AG Lisa Madigan files motion to stop paying state employees without budget

Friday, January 27, 2017
AG Lisa Madigan files motion to stop paying state employees without budget
Illinois Attorney General Lisa Madigan filed motions Thursday to stop paying state employees until a budget has been passed.

CHICAGO -- Illinois Attorney General Lisa Madigan filed motions Thursday to stop paying state employees until a budget has been passed. The state has been without a full budget for two years.

A court ruling last year put in place a preliminary injunction to force the state to pay its employees while funding for social services and higher education has been cut off by the lack of appropriations legislation. Madigan's court filings ask to dissolve that preliminary injunction and to stop pay to state employees until a budget is passed and signed by Gov. Bruce Rauner.

If the court allows it, state workers would stop being paid on Feb. 28.

"During this long impasse, the Illinois Supreme Court overruled the sole legal basis for the St. Clair County Court's order to allow state operations to continue without an appropriation. With a new legislative session now underway, this is an appropriate time to ask the Circuit Court to reconsider this order in light of the changes in the law," Madigan said in a statement.

Illinois Comptroller Susana Mendoza also issued a statement, saying in part, "Had Governor Rauner met his constitutional duty to propose a balanced budget in 2015 or 2016, we would not be facing a scenario where the livelihoods of our frontline employees could be threatened in this way. Due to Governor Rauner's abdication of his constitutional executive duties, our state finances continue to be managed almost wholly by court orders and judge edicts. It's shameful that under his administration, the fifth largest state in the country is forced to operate like a bankrupt business."

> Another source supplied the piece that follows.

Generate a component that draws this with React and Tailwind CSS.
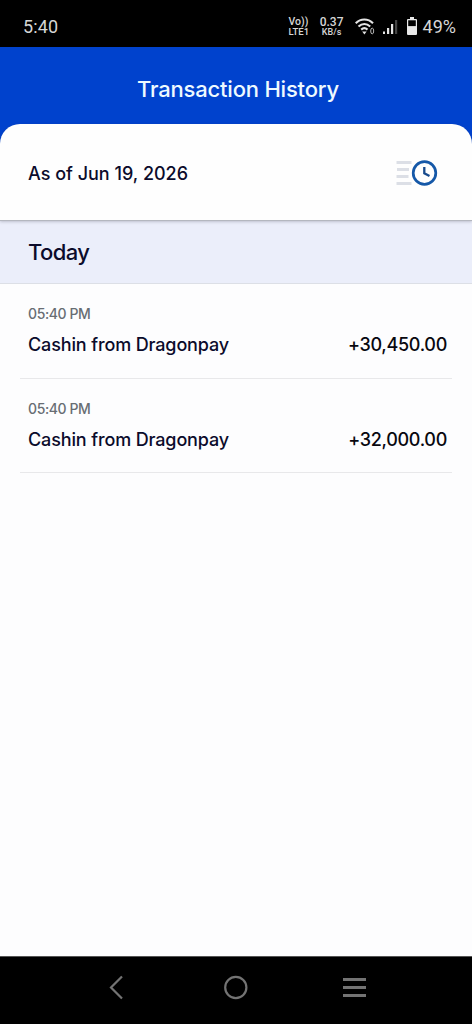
import React from 'react';

const transactions = [
    { id: 1, time: '05:40 PM', title: 'Cashin from Dragonpay', amount: '+30,450.00' },
    { id: 2, time: '05:40 PM', title: 'Cashin from Dragonpay', amount: '+32,000.00' },
];

function StatusBar() {
    return (
        <div className="h-[47px] shrink-0 bg-black text-[#d6d6d6] font-['Roboto',sans-serif] flex items-center pt-[6px] pl-[23px] pr-4">
            <span className="text-[18px] leading-5 tracking-[0.1px]">5:40</span>

            <div className="ml-auto flex items-center">
                <div className="w-[22px] mr-[9px] flex flex-col font-medium leading-[10px] whitespace-nowrap">
                    <span className="text-[10.5px]">Vo))</span>
                    <span className="text-[9.5px]">LTE1</span>
                </div>
                <div className="w-6 mr-[11px] flex flex-col items-center font-medium leading-[10px] whitespace-nowrap">
                    <span className="text-[12px]">0.37</span>
                    <span className="text-[9px]">KB/s</span>
                </div>

                {/* Wifi */}
                <svg className="mr-[8px]" width="20" height="18" viewBox="0 0 20 18" fill="none">
                    <path d="M.7 5.300C5.700 .3 13 .3 18 5.300" stroke="#e4e4e4" strokeWidth="2.100" />
                    <path d="M3.500 8.500C7.100 5.200 11.600 5.200 15.200 8.500" stroke="#e4e4e4" strokeWidth="2.100" />
                    <path d="M6.200 11.600C8 10 10.700 10 12.500 11.600" stroke="#e4e4e4" strokeWidth="2.100" />
                    <path d="M7.200 13.600h4.400L9.400 16.500z" fill="#e4e4e4" />
                    <ellipse cx="17.200" cy="13" rx="1.500" ry="2.900" stroke="#b5b5b5" />
                </svg>

                {/* Signal */}
                <svg className="mr-[9px]" width="15" height="16" viewBox="0 0 15 16">
                    <rect x="0" y="12.500" width="2" height="2.500" fill="#e4e4e4" />
                    <rect x="4" y="9" width="2.200" height="6" fill="#e4e4e4" />
                    <rect x="8" y="5" width="2.200" height="10" fill="#e4e4e4" />
                    <rect x="12" y="1" width="2.200" height="14" fill="#454545" />
                </svg>

                {/* Battery */}
                <svg className="mr-[6px] -mt-[2px]" width="10" height="18" viewBox="0 0 10 18">
                    <path d="M3 0h4v2h2q1 0 1 1v14q0 1-1 1H1q-1 0-1-1V3q0-1 1-1h2z" fill="#e8e8e8" />
                    <rect x="1.200" y="3.300" width="7.600" height="5.800" fill="#000" />
                </svg>
                <span className="text-[18px] leading-5">49%</span>
            </div>
        </div>
    );
}

function HistoryIcon() {
    return (
        <svg className="mt-1" width="42" height="28" viewBox="0 0 42 28" fill="none">
            <path d="M.5 2.500h15M1 9.500h12M.5 16.500h12M.5 23.500h15" stroke="#dcdfe6" strokeWidth="2.800" />
            <circle cx="28.500" cy="13" r="11.300" stroke="#1558a8" strokeWidth="2.700" />
            <path d="M28.300 7v6.300l5.200 2.700" stroke="#16498c" strokeWidth="2.300" />
        </svg>
    );
}

function TransactionRow({ item }) {
    return (
        <div className="mx-5 h-[94.5px] pl-2 pr-[5px] pt-[21px] border-b border-[#e8e8ea]">
            <p className="text-[14px] leading-[18px] font-medium text-[#686d73] tracking-[-0.4px]">{item.time}</p>
            <div className="mt-[10px] flex items-center justify-between text-[18px] leading-6 font-[550]">
                <span className="text-[#0b0b2b] tracking-[-0.13px]">{item.title}</span>
                <span className="text-[#08080f] tracking-[-0.3px]">{item.amount}</span>
            </div>
        </div>
    );
}

function NavBar() {
    return (
        <div className="h-[68px] shrink-0 bg-black border-t border-[#555] pt-[17px] pl-[109px] pr-[105px] flex items-start">
            <svg width="16" height="26" viewBox="0 0 16 26" fill="none">
                <path d="M13 2.500 2 13.500 13 24.500" stroke="#737373" strokeWidth="2.200" />
            </svg>
            <svg className="ml-[98px]" width="26" height="26" viewBox="0 0 26 26" fill="none">
                <circle cx="12.800" cy="13.500" r="10.600" stroke="#737373" strokeWidth="2.200" />
            </svg>
            <svg className="ml-auto" width="26" height="26" viewBox="0 0 26 26" fill="none">
                <path d="M2 5.500h23M2 13.500h23M2 21.500h23" stroke="#737373" strokeWidth="2.800" />
            </svg>
        </div>
    );
}

function App() {
    return (
        <div className="w-full h-screen flex flex-col bg-[#fdfdfe] font-['Inter',sans-serif] overflow-hidden">
            <StatusBar />

            <div className="shrink-0 bg-[#0042cd]">
                <h1 className="h-[77px] pt-[8px] pl-1 flex items-center justify-center text-[22px] font-[550] tracking-[-0.2px] text-[#eefaff]">
                    Transaction History
                </h1>
                <div className="relative h-[97px] rounded-t-[20px] bg-[#fefefe] border-b border-[#b4b7bf] shadow-[0_1px_3px_rgba(60,60,80,0.25)] pl-7 pr-[34px] flex items-center justify-between">
                    <span className="pt-[2px] text-[18px] font-[550] text-[#0b0b2b]">As of Jun 19, 2026</span>
                    <HistoryIcon />
                </div>
            </div>

            <h2 className="h-[63px] shrink-0 bg-[#ebeefa] border-b border-[#dcdfe6] pl-7 pt-px flex items-center text-[22px] font-medium tracking-[-0.6px] text-[#0b0b2b]">
                Today
            </h2>

            <div className="flex-1">
                {transactions.map((item) => (
                    <TransactionRow key={item.id} item={item} />
                ))}
            </div>

            <NavBar />
        </div>
    );
}

export default App;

Rauner also responded in a statement, saying, "It's disappointing to see any move to stop employee pay and disrupt government services, especially now as the Senate is on the verge of a bipartisan agreement to enact a balanced budget with changes to the system. This filing seeks to directly harm thousands of employee families and even more who rely on our dedicated state workers everyday. We urge the Attorney General to reconsider this filing and pledge to do all we can to defend employee pay."

The budget stalemate began shortly after Rauner took office in 2015. He won't talk about how to tackle a multibillion-dollar deficit until Democrats consider business- and political-climate changes he says will boost the economy and restore voter confidence. Democrats have said the state should raise taxes and cut spending to get the deficit under control before addressing "non-budget" issues.

On Wednesday the Illinois Senate skipped a planned budget vote and announced it would reconvene Thursday.

The Senate plan, notably, would increase the personal income tax 33 percent, from 3.75 percent to 4.99 percent. It would create a 5 percent excise tax on some services such as car repair and laundry.

But it also includes legislation to answer Rauner's concerns. They include a two-year freeze on local property taxes, cost-cutting restrictions on payouts for workers' compensation claims, streamlined state purchasing and an avenue for voters to eliminate unnecessary local governments.

AFSCME, the union representing state workers, said it was taking time to review the motion and will respond in court.

"Governor Rauner created this hostage situation by refusing to enact a fully funded budget unless his unrelated personal demands were enacted first. He should put aside those demands and do his job to work toward a budget without preconditions. Even so, we are shocked and extremely disappointed that the Attorney General would take this action. It is fundamental that everyone who works must be paid on time and in full, but this filing throws that basic commitment into question for state employees," the union said in a statement.

The Associated Press contributed to this report.